Show every line where "source" occurs.
=-=-=
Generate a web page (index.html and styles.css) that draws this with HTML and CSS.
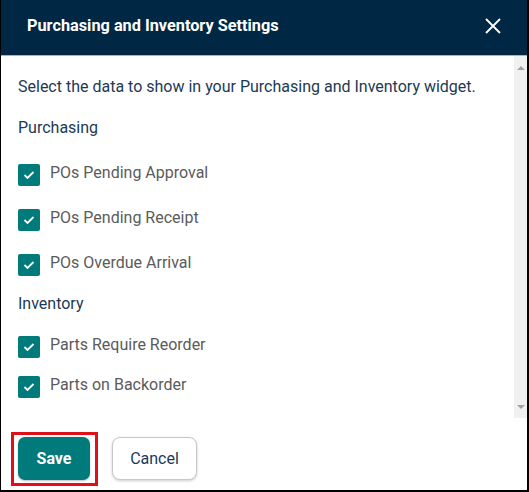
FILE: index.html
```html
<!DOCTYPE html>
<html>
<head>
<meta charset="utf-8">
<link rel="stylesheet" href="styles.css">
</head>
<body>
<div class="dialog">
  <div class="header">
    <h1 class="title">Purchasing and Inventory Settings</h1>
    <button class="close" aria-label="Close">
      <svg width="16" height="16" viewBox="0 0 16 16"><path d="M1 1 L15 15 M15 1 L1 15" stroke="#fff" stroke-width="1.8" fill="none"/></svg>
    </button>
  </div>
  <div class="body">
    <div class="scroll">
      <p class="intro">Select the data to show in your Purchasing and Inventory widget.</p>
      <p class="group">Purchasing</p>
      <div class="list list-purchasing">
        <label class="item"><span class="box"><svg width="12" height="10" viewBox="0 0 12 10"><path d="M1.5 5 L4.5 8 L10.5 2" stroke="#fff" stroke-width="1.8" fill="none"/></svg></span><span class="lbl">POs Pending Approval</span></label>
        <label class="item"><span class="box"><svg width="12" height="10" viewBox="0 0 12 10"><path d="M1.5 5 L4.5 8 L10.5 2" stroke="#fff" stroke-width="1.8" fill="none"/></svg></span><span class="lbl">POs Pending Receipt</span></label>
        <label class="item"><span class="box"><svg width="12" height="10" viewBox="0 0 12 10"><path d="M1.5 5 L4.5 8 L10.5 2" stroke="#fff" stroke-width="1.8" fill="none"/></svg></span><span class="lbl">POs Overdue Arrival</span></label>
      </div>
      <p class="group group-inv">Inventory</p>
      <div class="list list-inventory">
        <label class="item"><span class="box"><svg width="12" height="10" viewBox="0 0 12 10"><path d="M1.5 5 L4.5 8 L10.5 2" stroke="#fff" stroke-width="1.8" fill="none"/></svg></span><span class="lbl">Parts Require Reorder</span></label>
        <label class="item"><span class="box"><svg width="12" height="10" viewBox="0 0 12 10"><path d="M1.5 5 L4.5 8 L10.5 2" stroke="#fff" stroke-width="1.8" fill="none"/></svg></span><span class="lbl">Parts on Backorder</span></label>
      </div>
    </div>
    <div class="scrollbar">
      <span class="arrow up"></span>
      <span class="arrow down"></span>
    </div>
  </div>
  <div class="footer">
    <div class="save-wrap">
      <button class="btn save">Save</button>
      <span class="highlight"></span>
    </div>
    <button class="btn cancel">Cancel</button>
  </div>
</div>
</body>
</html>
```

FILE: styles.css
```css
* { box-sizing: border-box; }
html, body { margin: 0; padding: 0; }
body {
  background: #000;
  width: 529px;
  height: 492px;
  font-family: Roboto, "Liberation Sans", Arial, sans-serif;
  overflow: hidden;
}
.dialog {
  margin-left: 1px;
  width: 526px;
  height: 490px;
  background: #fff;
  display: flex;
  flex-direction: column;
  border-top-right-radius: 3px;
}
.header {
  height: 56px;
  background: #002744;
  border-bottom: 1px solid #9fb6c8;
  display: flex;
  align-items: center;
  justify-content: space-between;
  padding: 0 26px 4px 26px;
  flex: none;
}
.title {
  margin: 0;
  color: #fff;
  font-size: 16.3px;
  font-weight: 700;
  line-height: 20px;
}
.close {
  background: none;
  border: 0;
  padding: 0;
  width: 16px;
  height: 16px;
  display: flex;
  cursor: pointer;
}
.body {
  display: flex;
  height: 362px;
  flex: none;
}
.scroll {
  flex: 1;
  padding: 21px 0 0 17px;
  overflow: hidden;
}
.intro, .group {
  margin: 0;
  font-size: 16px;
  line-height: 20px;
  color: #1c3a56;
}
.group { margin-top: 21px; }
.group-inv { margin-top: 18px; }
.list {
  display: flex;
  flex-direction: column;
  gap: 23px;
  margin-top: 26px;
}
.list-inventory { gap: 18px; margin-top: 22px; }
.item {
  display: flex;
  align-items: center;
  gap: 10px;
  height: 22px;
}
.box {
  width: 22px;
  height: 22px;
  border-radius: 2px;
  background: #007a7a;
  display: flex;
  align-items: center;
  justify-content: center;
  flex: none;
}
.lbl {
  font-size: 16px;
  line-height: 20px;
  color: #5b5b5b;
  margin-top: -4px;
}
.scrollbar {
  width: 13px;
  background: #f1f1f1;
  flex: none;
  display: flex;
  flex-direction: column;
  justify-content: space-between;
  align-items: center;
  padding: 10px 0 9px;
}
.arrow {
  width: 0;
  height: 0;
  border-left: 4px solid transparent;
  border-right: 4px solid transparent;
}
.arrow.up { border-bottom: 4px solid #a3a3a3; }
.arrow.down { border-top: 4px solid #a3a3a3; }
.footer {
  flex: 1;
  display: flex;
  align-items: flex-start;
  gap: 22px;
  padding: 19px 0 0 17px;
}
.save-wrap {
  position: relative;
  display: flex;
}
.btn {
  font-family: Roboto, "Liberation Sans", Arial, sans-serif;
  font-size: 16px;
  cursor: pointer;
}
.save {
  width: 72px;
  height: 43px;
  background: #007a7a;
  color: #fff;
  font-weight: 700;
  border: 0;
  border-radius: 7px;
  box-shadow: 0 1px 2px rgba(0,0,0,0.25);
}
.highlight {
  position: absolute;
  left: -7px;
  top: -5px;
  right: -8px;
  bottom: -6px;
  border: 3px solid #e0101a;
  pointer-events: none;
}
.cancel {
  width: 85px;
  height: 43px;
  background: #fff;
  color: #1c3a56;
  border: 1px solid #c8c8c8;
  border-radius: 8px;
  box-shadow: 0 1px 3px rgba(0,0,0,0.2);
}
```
=-=-=
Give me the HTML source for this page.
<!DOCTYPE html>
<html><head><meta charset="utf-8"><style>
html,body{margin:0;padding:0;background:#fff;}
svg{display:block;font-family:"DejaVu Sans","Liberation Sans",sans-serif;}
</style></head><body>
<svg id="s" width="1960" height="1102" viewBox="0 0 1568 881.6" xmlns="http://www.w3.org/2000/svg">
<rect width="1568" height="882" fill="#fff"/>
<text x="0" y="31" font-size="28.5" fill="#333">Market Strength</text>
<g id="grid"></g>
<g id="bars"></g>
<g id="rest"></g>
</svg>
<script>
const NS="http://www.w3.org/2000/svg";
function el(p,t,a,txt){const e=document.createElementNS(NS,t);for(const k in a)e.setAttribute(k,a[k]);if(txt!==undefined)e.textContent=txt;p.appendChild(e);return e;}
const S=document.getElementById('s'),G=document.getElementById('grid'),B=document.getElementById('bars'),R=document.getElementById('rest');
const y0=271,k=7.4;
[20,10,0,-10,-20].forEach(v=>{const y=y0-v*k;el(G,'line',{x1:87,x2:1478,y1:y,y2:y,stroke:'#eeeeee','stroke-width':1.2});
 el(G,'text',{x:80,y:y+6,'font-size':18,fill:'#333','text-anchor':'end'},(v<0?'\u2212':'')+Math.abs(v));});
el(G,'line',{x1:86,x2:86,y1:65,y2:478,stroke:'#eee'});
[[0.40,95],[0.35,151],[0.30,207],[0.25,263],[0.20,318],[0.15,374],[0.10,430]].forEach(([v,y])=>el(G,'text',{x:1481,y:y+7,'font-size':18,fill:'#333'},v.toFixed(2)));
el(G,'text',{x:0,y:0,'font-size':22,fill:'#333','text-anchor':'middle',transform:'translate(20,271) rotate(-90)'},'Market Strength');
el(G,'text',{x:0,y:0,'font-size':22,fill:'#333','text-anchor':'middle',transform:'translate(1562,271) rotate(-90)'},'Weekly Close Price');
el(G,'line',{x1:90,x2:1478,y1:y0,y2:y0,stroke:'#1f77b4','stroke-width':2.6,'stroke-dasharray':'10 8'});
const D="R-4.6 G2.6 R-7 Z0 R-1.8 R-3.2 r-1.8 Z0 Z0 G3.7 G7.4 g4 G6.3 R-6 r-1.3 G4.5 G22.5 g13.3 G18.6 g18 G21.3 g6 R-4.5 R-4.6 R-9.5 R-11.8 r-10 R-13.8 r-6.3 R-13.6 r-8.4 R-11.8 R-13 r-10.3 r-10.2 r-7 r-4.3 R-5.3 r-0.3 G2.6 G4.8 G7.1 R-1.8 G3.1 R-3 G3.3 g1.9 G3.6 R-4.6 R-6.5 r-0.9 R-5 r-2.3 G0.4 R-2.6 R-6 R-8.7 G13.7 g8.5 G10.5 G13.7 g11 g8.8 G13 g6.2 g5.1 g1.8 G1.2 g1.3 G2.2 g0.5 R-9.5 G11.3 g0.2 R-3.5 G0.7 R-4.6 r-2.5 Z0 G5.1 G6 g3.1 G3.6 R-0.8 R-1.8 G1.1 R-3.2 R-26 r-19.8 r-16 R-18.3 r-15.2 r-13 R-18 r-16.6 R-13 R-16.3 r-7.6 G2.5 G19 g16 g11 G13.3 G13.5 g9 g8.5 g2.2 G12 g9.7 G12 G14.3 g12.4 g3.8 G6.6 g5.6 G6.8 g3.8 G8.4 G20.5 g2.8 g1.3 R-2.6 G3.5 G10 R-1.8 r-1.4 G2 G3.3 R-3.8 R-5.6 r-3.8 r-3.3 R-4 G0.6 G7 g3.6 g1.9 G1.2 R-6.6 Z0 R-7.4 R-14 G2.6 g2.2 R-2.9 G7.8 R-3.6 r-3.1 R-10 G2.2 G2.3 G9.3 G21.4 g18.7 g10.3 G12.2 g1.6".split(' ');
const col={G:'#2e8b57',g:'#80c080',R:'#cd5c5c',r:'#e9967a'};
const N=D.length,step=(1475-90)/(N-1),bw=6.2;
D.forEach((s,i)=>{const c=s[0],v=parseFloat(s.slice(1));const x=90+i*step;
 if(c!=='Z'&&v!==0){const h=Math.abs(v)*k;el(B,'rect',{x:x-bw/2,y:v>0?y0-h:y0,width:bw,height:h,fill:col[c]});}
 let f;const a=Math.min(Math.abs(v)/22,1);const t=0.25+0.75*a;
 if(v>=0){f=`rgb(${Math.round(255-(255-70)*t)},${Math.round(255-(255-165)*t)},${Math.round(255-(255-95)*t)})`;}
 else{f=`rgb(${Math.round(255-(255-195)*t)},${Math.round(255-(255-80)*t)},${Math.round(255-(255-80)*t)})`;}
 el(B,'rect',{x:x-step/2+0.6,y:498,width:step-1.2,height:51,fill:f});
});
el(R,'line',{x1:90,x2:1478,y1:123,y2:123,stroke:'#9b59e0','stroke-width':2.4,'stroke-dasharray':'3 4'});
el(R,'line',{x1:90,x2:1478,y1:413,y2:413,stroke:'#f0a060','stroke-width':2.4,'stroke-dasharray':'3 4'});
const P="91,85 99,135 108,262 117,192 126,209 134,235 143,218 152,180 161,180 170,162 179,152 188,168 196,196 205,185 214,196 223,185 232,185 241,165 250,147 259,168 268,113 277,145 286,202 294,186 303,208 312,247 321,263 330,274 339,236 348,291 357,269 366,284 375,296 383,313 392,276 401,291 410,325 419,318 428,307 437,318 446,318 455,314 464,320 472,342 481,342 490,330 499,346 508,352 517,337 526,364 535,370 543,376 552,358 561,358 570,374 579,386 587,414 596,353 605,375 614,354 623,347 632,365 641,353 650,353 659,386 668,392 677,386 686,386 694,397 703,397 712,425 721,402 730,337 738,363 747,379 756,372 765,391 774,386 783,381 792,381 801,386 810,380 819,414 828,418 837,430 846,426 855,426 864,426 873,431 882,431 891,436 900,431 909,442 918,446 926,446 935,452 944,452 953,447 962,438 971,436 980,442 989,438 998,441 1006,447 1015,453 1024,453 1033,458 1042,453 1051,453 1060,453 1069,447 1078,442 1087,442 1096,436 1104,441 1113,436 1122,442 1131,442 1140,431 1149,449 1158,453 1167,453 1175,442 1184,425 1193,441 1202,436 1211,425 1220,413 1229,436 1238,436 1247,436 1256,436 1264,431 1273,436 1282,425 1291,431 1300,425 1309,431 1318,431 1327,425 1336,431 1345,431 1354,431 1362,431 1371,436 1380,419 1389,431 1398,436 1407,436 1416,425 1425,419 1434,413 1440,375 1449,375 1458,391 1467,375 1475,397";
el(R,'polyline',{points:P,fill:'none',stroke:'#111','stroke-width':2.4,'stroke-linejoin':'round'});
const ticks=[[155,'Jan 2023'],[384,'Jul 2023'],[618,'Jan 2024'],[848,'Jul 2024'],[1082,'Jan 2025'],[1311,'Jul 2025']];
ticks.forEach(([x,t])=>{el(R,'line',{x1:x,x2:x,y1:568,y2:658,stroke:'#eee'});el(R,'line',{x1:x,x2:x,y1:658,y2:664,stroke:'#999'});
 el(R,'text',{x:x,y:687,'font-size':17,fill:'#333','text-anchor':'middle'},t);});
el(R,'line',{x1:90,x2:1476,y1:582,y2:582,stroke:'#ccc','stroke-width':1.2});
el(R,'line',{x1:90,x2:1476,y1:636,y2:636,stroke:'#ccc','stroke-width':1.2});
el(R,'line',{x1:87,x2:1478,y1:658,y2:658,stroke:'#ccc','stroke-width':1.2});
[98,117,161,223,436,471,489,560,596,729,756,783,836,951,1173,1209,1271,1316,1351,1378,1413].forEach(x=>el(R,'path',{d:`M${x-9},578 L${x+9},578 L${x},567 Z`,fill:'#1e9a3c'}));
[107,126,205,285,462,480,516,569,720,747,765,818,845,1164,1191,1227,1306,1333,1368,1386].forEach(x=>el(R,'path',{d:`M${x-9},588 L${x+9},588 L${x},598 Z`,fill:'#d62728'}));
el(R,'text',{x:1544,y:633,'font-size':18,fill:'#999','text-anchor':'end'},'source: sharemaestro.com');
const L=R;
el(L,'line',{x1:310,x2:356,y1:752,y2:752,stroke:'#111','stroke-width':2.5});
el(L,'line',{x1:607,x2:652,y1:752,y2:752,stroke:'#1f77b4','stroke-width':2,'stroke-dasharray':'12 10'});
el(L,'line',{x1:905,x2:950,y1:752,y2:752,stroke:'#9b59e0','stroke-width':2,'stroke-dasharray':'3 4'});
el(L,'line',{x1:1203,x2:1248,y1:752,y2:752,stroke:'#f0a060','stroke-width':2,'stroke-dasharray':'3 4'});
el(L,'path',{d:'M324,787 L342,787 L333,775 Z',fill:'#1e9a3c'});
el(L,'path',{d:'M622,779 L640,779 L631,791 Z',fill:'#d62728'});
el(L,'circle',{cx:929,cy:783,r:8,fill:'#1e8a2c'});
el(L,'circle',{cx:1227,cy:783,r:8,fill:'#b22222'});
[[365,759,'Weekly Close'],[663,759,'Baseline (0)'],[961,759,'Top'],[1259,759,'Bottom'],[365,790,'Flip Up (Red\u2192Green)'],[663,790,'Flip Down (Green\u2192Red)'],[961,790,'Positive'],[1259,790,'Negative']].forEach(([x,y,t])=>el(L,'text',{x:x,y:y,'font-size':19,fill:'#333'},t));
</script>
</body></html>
=-=-=
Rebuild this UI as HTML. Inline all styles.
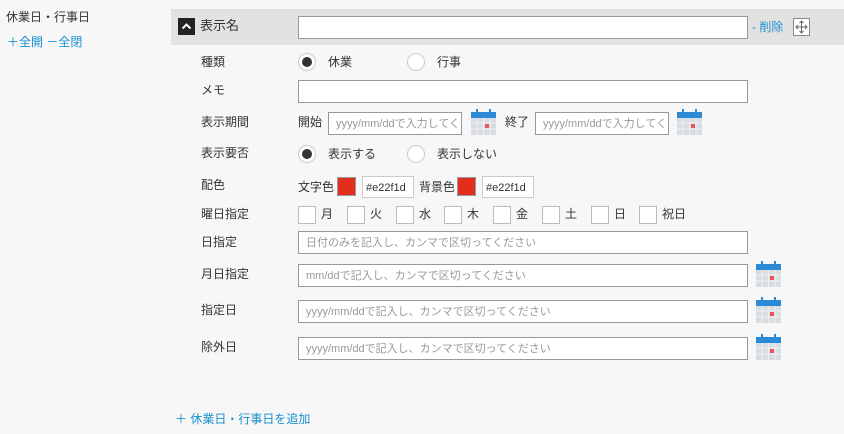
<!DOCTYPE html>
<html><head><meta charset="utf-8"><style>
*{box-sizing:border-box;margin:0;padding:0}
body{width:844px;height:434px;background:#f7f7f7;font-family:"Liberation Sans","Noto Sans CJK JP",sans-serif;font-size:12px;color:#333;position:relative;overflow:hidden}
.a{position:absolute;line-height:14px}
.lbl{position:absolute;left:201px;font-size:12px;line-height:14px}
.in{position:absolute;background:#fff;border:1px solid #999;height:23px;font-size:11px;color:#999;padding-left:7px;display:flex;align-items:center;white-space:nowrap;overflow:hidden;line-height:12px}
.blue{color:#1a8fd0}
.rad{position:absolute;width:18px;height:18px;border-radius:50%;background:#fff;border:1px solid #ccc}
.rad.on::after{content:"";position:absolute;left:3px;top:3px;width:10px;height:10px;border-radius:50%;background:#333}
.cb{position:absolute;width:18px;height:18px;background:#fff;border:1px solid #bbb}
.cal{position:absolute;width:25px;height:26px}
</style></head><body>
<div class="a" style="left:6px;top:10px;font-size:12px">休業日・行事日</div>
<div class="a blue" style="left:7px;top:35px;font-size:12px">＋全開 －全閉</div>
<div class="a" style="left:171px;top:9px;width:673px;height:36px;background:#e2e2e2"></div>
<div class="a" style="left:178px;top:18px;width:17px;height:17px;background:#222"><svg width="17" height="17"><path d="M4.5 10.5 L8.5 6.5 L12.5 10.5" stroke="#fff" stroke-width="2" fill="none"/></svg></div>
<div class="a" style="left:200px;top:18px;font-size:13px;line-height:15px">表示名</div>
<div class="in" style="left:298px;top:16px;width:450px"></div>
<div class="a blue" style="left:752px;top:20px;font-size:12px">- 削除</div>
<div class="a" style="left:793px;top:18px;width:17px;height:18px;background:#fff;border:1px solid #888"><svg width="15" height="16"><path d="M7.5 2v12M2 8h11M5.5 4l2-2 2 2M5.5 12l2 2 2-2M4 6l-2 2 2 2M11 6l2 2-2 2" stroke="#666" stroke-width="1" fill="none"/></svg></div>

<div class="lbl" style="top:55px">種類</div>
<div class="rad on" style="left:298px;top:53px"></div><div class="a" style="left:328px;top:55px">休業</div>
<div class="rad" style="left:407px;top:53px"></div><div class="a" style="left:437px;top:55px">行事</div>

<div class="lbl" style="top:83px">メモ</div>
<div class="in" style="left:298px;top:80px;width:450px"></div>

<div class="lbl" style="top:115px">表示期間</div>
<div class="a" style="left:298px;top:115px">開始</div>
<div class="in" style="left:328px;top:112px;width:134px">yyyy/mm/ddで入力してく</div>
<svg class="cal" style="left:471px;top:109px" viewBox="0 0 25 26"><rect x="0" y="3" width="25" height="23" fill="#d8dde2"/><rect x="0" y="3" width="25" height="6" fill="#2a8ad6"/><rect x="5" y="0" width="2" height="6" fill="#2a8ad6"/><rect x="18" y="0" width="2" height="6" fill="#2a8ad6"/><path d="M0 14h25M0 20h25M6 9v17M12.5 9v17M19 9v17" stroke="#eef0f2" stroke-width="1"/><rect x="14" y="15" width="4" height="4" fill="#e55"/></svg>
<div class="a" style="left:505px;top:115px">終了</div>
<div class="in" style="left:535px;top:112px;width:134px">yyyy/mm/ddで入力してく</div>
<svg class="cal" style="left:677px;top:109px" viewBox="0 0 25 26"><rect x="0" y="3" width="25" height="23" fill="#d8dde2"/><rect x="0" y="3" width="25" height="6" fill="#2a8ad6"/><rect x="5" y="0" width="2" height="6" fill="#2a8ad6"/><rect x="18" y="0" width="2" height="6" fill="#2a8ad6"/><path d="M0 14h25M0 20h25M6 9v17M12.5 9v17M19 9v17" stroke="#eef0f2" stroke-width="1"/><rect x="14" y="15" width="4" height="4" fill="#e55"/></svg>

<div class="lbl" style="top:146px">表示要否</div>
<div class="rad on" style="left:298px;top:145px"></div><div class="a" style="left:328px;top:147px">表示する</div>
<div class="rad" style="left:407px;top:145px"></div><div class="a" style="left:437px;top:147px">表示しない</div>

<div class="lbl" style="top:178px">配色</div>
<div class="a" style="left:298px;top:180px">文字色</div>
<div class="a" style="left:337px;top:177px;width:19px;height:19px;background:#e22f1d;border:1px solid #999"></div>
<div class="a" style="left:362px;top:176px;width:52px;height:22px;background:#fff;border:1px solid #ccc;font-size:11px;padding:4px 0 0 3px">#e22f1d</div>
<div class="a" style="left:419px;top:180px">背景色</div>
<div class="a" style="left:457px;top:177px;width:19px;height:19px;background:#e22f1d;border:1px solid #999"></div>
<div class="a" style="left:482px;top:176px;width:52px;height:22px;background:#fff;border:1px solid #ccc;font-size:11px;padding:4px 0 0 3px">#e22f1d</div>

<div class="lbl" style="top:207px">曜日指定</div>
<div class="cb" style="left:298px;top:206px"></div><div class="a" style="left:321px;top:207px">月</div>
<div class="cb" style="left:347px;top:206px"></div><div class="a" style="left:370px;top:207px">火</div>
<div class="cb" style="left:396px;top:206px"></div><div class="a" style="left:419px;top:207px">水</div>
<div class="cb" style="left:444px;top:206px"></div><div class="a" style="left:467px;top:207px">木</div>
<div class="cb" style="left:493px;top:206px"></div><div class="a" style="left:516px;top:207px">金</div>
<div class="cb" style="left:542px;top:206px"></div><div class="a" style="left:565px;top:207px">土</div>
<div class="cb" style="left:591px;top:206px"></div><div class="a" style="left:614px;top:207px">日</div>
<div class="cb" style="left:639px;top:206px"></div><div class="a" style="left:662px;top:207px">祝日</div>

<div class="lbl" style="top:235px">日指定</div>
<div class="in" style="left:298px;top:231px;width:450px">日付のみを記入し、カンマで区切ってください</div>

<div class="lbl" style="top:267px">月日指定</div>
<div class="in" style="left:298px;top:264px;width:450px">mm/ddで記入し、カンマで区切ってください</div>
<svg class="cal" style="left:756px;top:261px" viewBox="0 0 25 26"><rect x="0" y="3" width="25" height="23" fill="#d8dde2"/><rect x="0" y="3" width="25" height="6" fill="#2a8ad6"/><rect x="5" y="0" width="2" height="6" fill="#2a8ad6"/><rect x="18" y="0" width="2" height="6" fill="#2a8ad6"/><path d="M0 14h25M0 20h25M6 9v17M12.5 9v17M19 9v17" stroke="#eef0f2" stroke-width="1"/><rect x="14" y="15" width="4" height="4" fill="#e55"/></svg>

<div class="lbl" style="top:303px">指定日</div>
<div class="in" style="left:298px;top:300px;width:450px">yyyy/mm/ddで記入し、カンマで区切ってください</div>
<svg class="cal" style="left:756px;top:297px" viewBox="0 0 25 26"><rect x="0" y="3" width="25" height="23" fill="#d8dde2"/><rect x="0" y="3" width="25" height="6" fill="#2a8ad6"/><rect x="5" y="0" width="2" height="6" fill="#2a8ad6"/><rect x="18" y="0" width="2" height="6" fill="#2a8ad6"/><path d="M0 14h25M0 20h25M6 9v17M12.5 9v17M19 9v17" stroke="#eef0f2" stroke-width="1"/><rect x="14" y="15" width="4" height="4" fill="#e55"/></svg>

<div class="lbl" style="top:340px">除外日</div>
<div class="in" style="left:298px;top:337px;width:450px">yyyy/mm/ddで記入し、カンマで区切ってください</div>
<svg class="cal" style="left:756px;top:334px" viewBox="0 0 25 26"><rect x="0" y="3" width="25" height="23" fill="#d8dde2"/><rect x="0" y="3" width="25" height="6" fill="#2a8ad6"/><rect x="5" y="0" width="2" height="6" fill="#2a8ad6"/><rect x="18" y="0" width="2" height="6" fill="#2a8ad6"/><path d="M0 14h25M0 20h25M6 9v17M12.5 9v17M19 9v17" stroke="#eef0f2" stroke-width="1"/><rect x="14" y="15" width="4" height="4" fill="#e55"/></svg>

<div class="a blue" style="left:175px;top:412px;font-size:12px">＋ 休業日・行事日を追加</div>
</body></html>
=-=-=
▶ CORRECT ANSWER:
Give me the HTML source for this page.
el(R,'text',{x:1544,y:633,'font-size':18,fill:'#999','text-anchor':'end'},'source: sharemaestro.com');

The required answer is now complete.